- _DATASET EXCERPT_:
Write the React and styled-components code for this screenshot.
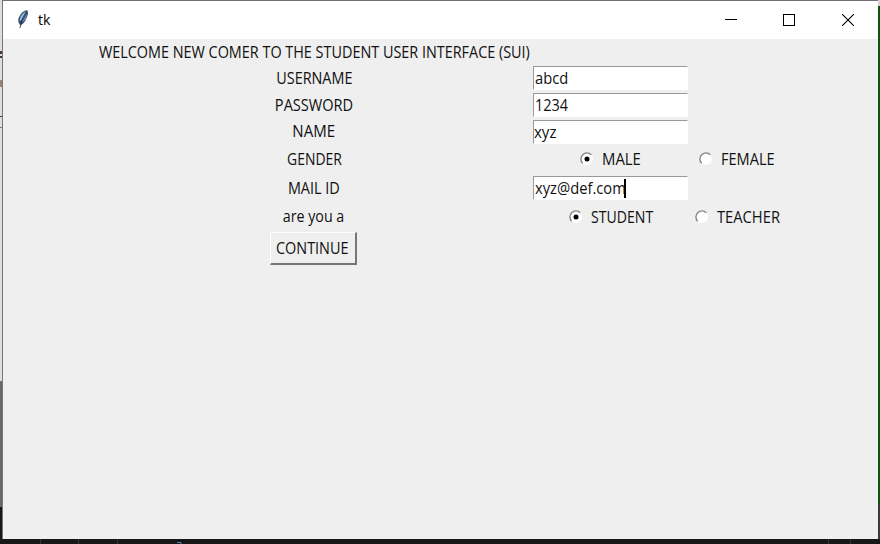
import React from "react";
import styled, { createGlobalStyle } from "styled-components";

const GlobalStyle = createGlobalStyle`
  * { box-sizing: border-box; }
  body { margin: 0; overflow: hidden; background: #171717; font-family: "Open Sans", "Noto Sans", sans-serif; }
`;

const Desktop = styled.div`
  display: grid;
  grid-template-columns: 3px 875px 2px;
  grid-template-rows: 539px 5px;
  width: 880px;
  height: 544px;
  background: #171717;
`;

const LeftEdge = styled.div`
  border-right: 1px solid #777;
  background: linear-gradient(#dedede 0 51px, #51304f 51px 54px, #dedede 54px 56px, #51304f 56px 58px, #dedede 58px 80px, #9b8573 80px 87px, #dedede 87px 116px, #333 116px 117px, #dedede 117px 127px, #777 127px 128px, #dedede 128px 381px, #686868 381px 507px, #171717 507px);
`;

const RightEdge = styled.div`
  background: linear-gradient(#d5d0d0 0 6px, #0c5412 6px 505px, #3b3b3b 505px);
`;

const BottomEdge = styled.div`
  grid-column: 1 / -1;
  svg { display: block; }
`;

const Window = styled.main`
  display: flex;
  flex-direction: column;
  border-top: 1px solid #737073;
  background: #efefef;
`;

const TitleBar = styled.header`
  display: flex;
  align-items: center;
  height: 38px;
  padding-left: 12px;
  background: #fff;
  color: #000;
`;

const Title = styled.span`
  margin-left: 8px;
  font-size: 14px;
  line-height: 20px;
`;

const Controls = styled.div`
  display: flex;
  margin-left: auto;
  margin-right: 1px;
`;

const ControlButton = styled.button`
  display: grid;
  place-items: center;
  width: 58.5px;
  height: 38px;
  padding: 0;
  border: 0;
  background: transparent;
`;

const Form = styled.form`
  display: grid;
  grid-template-columns: 434px 159px 95px;
  grid-template-rows: 26px 26px 28px 25px 30px 28px 29px 34px;
  place-items: center;
  margin-left: 94px;
`;

const Text = styled.span`
  display: block;
  flex: none;
  color: #111;
  font-size: 16px;
  line-height: 20px;
  white-space: nowrap;
  transform: scaleX(${(p) => p.$squeeze || 0.9});
  transform-origin: ${(p) => (p.$left ? "left" : "center")};
`;

const Label = styled(Text)`
  grid-column: 1;
  margin-top: -1px;
`;

const Entry = styled.div`
  grid-column: 2;
  display: flex;
  align-items: center;
  width: 155px;
  height: 24px;
  padding-left: ${(p) => p.$pad ?? 1}px;
  border: 1px solid #fff;
  border-top-color: #999;
  border-left-color: #999;
  background: #fff;
`;

const TextCursor = styled.i`
  width: 2px;
  height: 19px;
  margin-left: ${(p) => p.$offset}px;
  background: #000;
`;

const Option = styled.div`
  display: flex;
  align-items: center;
  justify-self: start;
  gap: 8px;
  margin-left: ${(p) => p.$indent}px;
`;

const ContinueButton = styled.button`
  display: grid;
  place-items: center;
  width: 87px;
  height: 33px;
  margin-right: 2px;
  padding: 0;
  border: 1px solid #fff;
  border-right: 2px solid #777;
  border-bottom: 2px solid #777;
  background: #efefef;
  font-family: inherit;
`;

const Feather = () => (
  <svg width="15" height="22" viewBox="0 0 15 22">
    <path d="M5 16 Q2 12 4 8 Q7 2 12 1 Q14 3 12 8 Q10 14 6 16Z" fill="#34506f" />
    <path d="M4.5 12 Q5 6 11 2 L10 6 L7 11Z" fill="#9ab9dc" />
    <path d="M6.5 14 L12 5 L11 10Z" fill="#6c91c0" />
    <path d="M11 3 Q6 10 5 19" fill="none" stroke="#172338" strokeWidth="0.8" />
  </svg>
);

const RadioMark = ({ checked }) => (
  <svg width="14" height="14" viewBox="0 0 14 14">
    <circle cx="7" cy="7" r="6" fill="#fff" />
    <path d="M2.7 11.3 A6 6 0 0 1 11.3 2.7" fill="none" stroke="#858585" strokeWidth="1.4" />
    {checked && <circle cx="7" cy="7" r="2.5" fill="#000" />}
  </svg>
);

const Radio = ({ children, checked, indent, squeeze }) => (
  <Option role="radio" aria-checked={!!checked} $indent={indent}>
    <RadioMark checked={checked} />
    <Text $left $squeeze={squeeze}>{children}</Text>
  </Option>
);

export default function App() {
  return (
    <>
      <GlobalStyle />
      <Desktop>
        <LeftEdge />
        <Window>
          <TitleBar>
            <Feather />
            <Title>tk</Title>
            <Controls>
              <ControlButton aria-label="Minimize">
                <svg width="12" height="12"><path d="M0 5.5H12" stroke="#000" /></svg>
              </ControlButton>
              <ControlButton aria-label="Maximize">
                <svg width="12" height="12"><rect x=".5" y=".5" width="11" height="11" fill="none" stroke="#000" /></svg>
              </ControlButton>
              <ControlButton aria-label="Close">
                <svg width="12" height="12"><path d="M0 0L12 12M12 0L0 12" stroke="#000" strokeWidth="1.1" /></svg>
              </ControlButton>
            </Controls>
          </TitleBar>
          <Form>
            <Label>WELCOME NEW COMER TO THE STUDENT USER INTERFACE (SUI)</Label>
            <Label>USERNAME</Label>
            <Entry><Text $left $squeeze={0.92}>abcd</Text></Entry>
            <Label $squeeze={0.91}>PASSWORD</Label>
            <Entry><Text $left>1234</Text></Entry>
            <Label $squeeze={0.94}>NAME</Label>
            <Entry $pad={0}><Text $left $squeeze={0.94}>xyz</Text></Entry>
            <Label $squeeze={0.87}>GENDER</Label>
            <Radio checked indent={48.5} squeeze={0.93}>MALE</Radio>
            <Radio indent={8.5} squeeze={0.91}>FEMALE</Radio>
            <Label>MAIL ID</Label>
            <Entry $pad={0.5}><Text $left $squeeze={0.92}>xyz@def.com</Text><TextCursor $offset={-9} /></Entry>
            <Label $squeeze={0.89}>are you a</Label>
            <Radio checked indent={37.5} squeeze={0.88}>STUDENT</Radio>
            <Radio indent={4.5} squeeze={0.92}>TEACHER</Radio>
            <ContinueButton type="button"><Text>CONTINUE</Text></ContinueButton>
          </Form>
        </Window>
        <RightEdge />
        <BottomEdge>
          <svg width="880" height="5">
            <path d="M40.5 0V5M78.5 0V5M117.5 0V5M828.5 0V5M850.5 0V5" stroke="#343434" />
            <path d="M177 3.5H181V5" fill="none" stroke="#4b86b4" />
          </svg>
        </BottomEdge>
      </Desktop>
    </>
  );
}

- _TASK GOAL_:
Make an exact copy of the listing above. Do not include the pictures.

- _RESPONSE TO THIS TASK_:
Write the React and styled-components code for this screenshot.
import React from "react";
import styled, { createGlobalStyle } from "styled-components";

const GlobalStyle = createGlobalStyle`
  * { box-sizing: border-box; }
  body { margin: 0; overflow: hidden; background: #171717; font-family: "Open Sans", "Noto Sans", sans-serif; }
`;

const Desktop = styled.div`
  display: grid;
  grid-template-columns: 3px 875px 2px;
  grid-template-rows: 539px 5px;
  width: 880px;
  height: 544px;
  background: #171717;
`;

const LeftEdge = styled.div`
  border-right: 1px solid #777;
  background: linear-gradient(#dedede 0 51px, #51304f 51px 54px, #dedede 54px 56px, #51304f 56px 58px, #dedede 58px 80px, #9b8573 80px 87px, #dedede 87px 116px, #333 116px 117px, #dedede 117px 127px, #777 127px 128px, #dedede 128px 381px, #686868 381px 507px, #171717 507px);
`;

const RightEdge = styled.div`
  background: linear-gradient(#d5d0d0 0 6px, #0c5412 6px 505px, #3b3b3b 505px);
`;

const BottomEdge = styled.div`
  grid-column: 1 / -1;
  svg { display: block; }
`;

const Window = styled.main`
  display: flex;
  flex-direction: column;
  border-top: 1px solid #737073;
  background: #efefef;
`;

const TitleBar = styled.header`
  display: flex;
  align-items: center;
  height: 38px;
  padding-left: 12px;
  background: #fff;
  color: #000;
`;

const Title = styled.span`
  margin-left: 8px;
  font-size: 14px;
  line-height: 20px;
`;

const Controls = styled.div`
  display: flex;
  margin-left: auto;
  margin-right: 1px;
`;

const ControlButton = styled.button`
  display: grid;
  place-items: center;
  width: 58.5px;
  height: 38px;
  padding: 0;
  border: 0;
  background: transparent;
`;

const Form = styled.form`
  display: grid;
  grid-template-columns: 434px 159px 95px;
  grid-template-rows: 26px 26px 28px 25px 30px 28px 29px 34px;
  place-items: center;
  margin-left: 94px;
`;

const Text = styled.span`
  display: block;
  flex: none;
  color: #111;
  font-size: 16px;
  line-height: 20px;
  white-space: nowrap;
  transform: scaleX(${(p) => p.$squeeze || 0.9});
  transform-origin: ${(p) => (p.$left ? "left" : "center")};
`;

const Label = styled(Text)`
  grid-column: 1;
  margin-top: -1px;
`;

const Entry = styled.div`
  grid-column: 2;
  display: flex;
  align-items: center;
  width: 155px;
  height: 24px;
  padding-left: ${(p) => p.$pad ?? 1}px;
  border: 1px solid #fff;
  border-top-color: #999;
  border-left-color: #999;
  background: #fff;
`;

const TextCursor = styled.i`
  width: 2px;
  height: 19px;
  margin-left: ${(p) => p.$offset}px;
  background: #000;
`;

const Option = styled.div`
  display: flex;
  align-items: center;
  justify-self: start;
  gap: 8px;
  margin-left: ${(p) => p.$indent}px;
`;

const ContinueButton = styled.button`
  display: grid;
  place-items: center;
  width: 87px;
  height: 33px;
  margin-right: 2px;
  padding: 0;
  border: 1px solid #fff;
  border-right: 2px solid #777;
  border-bottom: 2px solid #777;
  background: #efefef;
  font-family: inherit;
`;

const Feather = () => (
  <svg width="15" height="22" viewBox="0 0 15 22">
    <path d="M5 16 Q2 12 4 8 Q7 2 12 1 Q14 3 12 8 Q10 14 6 16Z" fill="#34506f" />
    <path d="M4.5 12 Q5 6 11 2 L10 6 L7 11Z" fill="#9ab9dc" />
    <path d="M6.5 14 L12 5 L11 10Z" fill="#6c91c0" />
    <path d="M11 3 Q6 10 5 19" fill="none" stroke="#172338" strokeWidth="0.8" />
  </svg>
);

const RadioMark = ({ checked }) => (
  <svg width="14" height="14" viewBox="0 0 14 14">
    <circle cx="7" cy="7" r="6" fill="#fff" />
    <path d="M2.7 11.3 A6 6 0 0 1 11.3 2.7" fill="none" stroke="#858585" strokeWidth="1.4" />
    {checked && <circle cx="7" cy="7" r="2.5" fill="#000" />}
  </svg>
);

const Radio = ({ children, checked, indent, squeeze }) => (
  <Option role="radio" aria-checked={!!checked} $indent={indent}>
    <RadioMark checked={checked} />
    <Text $left $squeeze={squeeze}>{children}</Text>
  </Option>
);

export default function App() {
  return (
    <>
      <GlobalStyle />
      <Desktop>
        <LeftEdge />
        <Window>
          <TitleBar>
            <Feather />
            <Title>tk</Title>
            <Controls>
              <ControlButton aria-label="Minimize">
                <svg width="12" height="12"><path d="M0 5.5H12" stroke="#000" /></svg>
              </ControlButton>
              <ControlButton aria-label="Maximize">
                <svg width="12" height="12"><rect x=".5" y=".5" width="11" height="11" fill="none" stroke="#000" /></svg>
              </ControlButton>
              <ControlButton aria-label="Close">
                <svg width="12" height="12"><path d="M0 0L12 12M12 0L0 12" stroke="#000" strokeWidth="1.1" /></svg>
              </ControlButton>
            </Controls>
          </TitleBar>
          <Form>
            <Label>WELCOME NEW COMER TO THE STUDENT USER INTERFACE (SUI)</Label>
            <Label>USERNAME</Label>
            <Entry><Text $left $squeeze={0.92}>abcd</Text></Entry>
            <Label $squeeze={0.91}>PASSWORD</Label>
            <Entry><Text $left>1234</Text></Entry>
            <Label $squeeze={0.94}>NAME</Label>
            <Entry $pad={0}><Text $left $squeeze={0.94}>xyz</Text></Entry>
            <Label $squeeze={0.87}>GENDER</Label>
            <Radio checked indent={48.5} squeeze={0.93}>MALE</Radio>
            <Radio indent={8.5} squeeze={0.91}>FEMALE</Radio>
            <Label>MAIL ID</Label>
            <Entry $pad={0.5}><Text $left $squeeze={0.92}>xyz@def.com</Text><TextCursor $offset={-9} /></Entry>
            <Label $squeeze={0.89}>are you a</Label>
            <Radio checked indent={37.5} squeeze={0.88}>STUDENT</Radio>
            <Radio indent={4.5} squeeze={0.92}>TEACHER</Radio>
            <ContinueButton type="button"><Text>CONTINUE</Text></ContinueButton>
          </Form>
        </Window>
        <RightEdge />
        <BottomEdge>
          <svg width="880" height="5">
            <path d="M40.5 0V5M78.5 0V5M117.5 0V5M828.5 0V5M850.5 0V5" stroke="#343434" />
            <path d="M177 3.5H181V5" fill="none" stroke="#4b86b4" />
          </svg>
        </BottomEdge>
      </Desktop>
    </>
  );
}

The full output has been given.